WHAT YOU SHOULD DO:
Pictures in the data below are not part of the copy; transcribe everything else exactly.

# GIVEN MATERIAL start

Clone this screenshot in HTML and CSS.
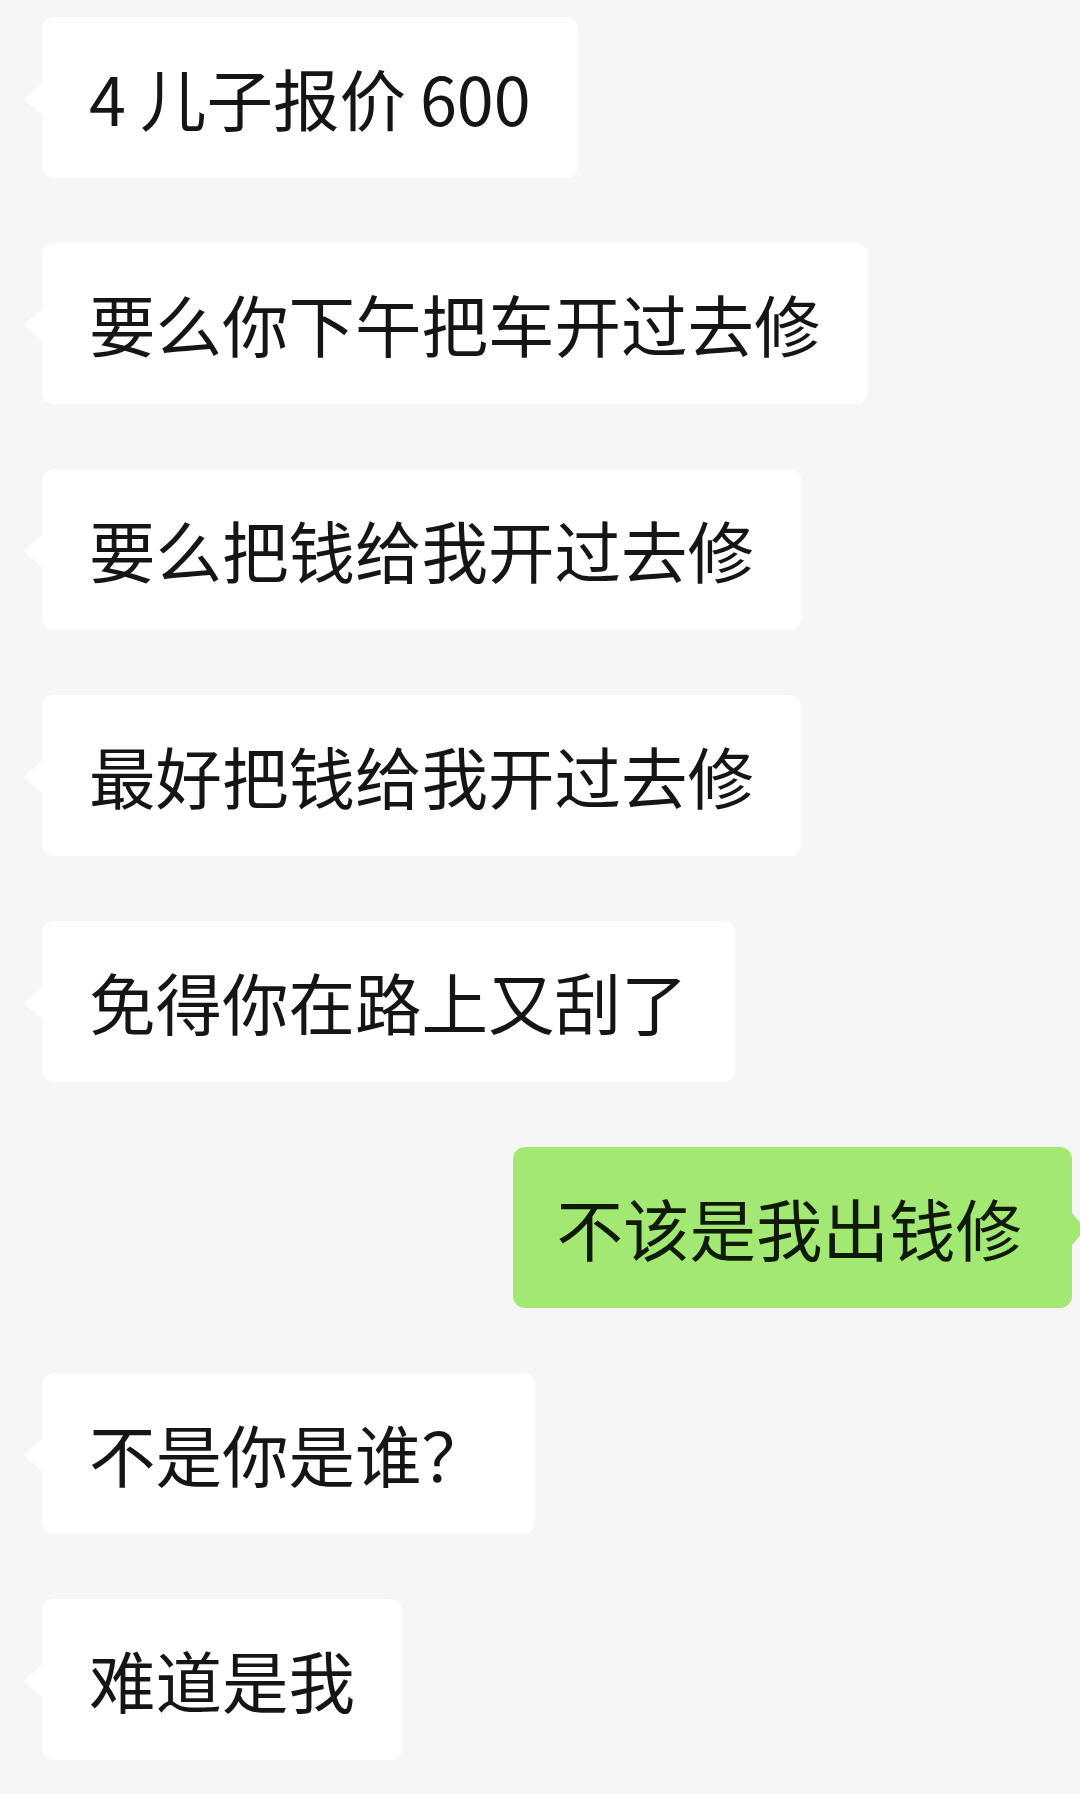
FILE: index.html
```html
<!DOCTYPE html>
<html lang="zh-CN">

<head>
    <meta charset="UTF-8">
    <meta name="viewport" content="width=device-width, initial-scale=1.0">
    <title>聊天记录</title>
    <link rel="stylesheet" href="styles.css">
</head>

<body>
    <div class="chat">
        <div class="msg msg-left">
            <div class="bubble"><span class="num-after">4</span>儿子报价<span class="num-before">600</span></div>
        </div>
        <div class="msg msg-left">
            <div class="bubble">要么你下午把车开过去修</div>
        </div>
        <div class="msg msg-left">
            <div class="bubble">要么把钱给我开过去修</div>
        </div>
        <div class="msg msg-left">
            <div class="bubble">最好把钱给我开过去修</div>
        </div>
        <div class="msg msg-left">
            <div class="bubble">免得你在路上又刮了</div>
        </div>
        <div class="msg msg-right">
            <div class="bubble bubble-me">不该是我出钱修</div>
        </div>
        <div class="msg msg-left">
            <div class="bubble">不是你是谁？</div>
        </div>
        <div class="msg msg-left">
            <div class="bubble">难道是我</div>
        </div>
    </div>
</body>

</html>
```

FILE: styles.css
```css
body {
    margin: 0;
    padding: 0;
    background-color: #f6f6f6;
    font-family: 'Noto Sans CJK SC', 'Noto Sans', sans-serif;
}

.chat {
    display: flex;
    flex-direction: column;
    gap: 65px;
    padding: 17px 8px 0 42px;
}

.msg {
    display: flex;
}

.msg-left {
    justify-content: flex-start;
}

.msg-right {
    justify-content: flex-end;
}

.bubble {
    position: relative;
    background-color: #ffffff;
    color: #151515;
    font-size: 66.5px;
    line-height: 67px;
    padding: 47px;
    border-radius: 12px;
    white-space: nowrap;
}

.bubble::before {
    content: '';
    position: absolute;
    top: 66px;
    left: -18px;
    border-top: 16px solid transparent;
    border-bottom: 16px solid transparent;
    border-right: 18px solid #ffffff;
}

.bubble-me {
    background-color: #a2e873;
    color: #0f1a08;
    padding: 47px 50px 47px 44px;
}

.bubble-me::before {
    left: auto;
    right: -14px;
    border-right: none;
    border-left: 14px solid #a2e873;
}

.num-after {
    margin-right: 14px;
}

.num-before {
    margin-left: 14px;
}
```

# GIVEN MATERIAL end

WRITTEN SOLUTION:
Clone this screenshot in HTML and CSS.
FILE: index.html
```html
<!DOCTYPE html>
<html lang="zh-CN">

<head>
    <meta charset="UTF-8">
    <meta name="viewport" content="width=device-width, initial-scale=1.0">
    <title>聊天记录</title>
    <link rel="stylesheet" href="styles.css">
</head>

<body>
    <div class="chat">
        <div class="msg msg-left">
            <div class="bubble"><span class="num-after">4</span>儿子报价<span class="num-before">600</span></div>
        </div>
        <div class="msg msg-left">
            <div class="bubble">要么你下午把车开过去修</div>
        </div>
        <div class="msg msg-left">
            <div class="bubble">要么把钱给我开过去修</div>
        </div>
        <div class="msg msg-left">
            <div class="bubble">最好把钱给我开过去修</div>
        </div>
        <div class="msg msg-left">
            <div class="bubble">免得你在路上又刮了</div>
        </div>
        <div class="msg msg-right">
            <div class="bubble bubble-me">不该是我出钱修</div>
        </div>
        <div class="msg msg-left">
            <div class="bubble">不是你是谁？</div>
        </div>
        <div class="msg msg-left">
            <div class="bubble">难道是我</div>
        </div>
    </div>
</body>

</html>
```

FILE: styles.css
```css
body {
    margin: 0;
    padding: 0;
    background-color: #f6f6f6;
    font-family: 'Noto Sans CJK SC', 'Noto Sans', sans-serif;
}

.chat {
    display: flex;
    flex-direction: column;
    gap: 65px;
    padding: 17px 8px 0 42px;
}

.msg {
    display: flex;
}

.msg-left {
    justify-content: flex-start;
}

.msg-right {
    justify-content: flex-end;
}

.bubble {
    position: relative;
    background-color: #ffffff;
    color: #151515;
    font-size: 66.5px;
    line-height: 67px;
    padding: 47px;
    border-radius: 12px;
    white-space: nowrap;
}

.bubble::before {
    content: '';
    position: absolute;
    top: 66px;
    left: -18px;
    border-top: 16px solid transparent;
    border-bottom: 16px solid transparent;
    border-right: 18px solid #ffffff;
}

.bubble-me {
    background-color: #a2e873;
    color: #0f1a08;
    padding: 47px 50px 47px 44px;
}

.bubble-me::before {
    left: auto;
    right: -14px;
    border-right: none;
    border-left: 14px solid #a2e873;
}

.num-after {
    margin-right: 14px;
}

.num-before {
    margin-left: 14px;
}
```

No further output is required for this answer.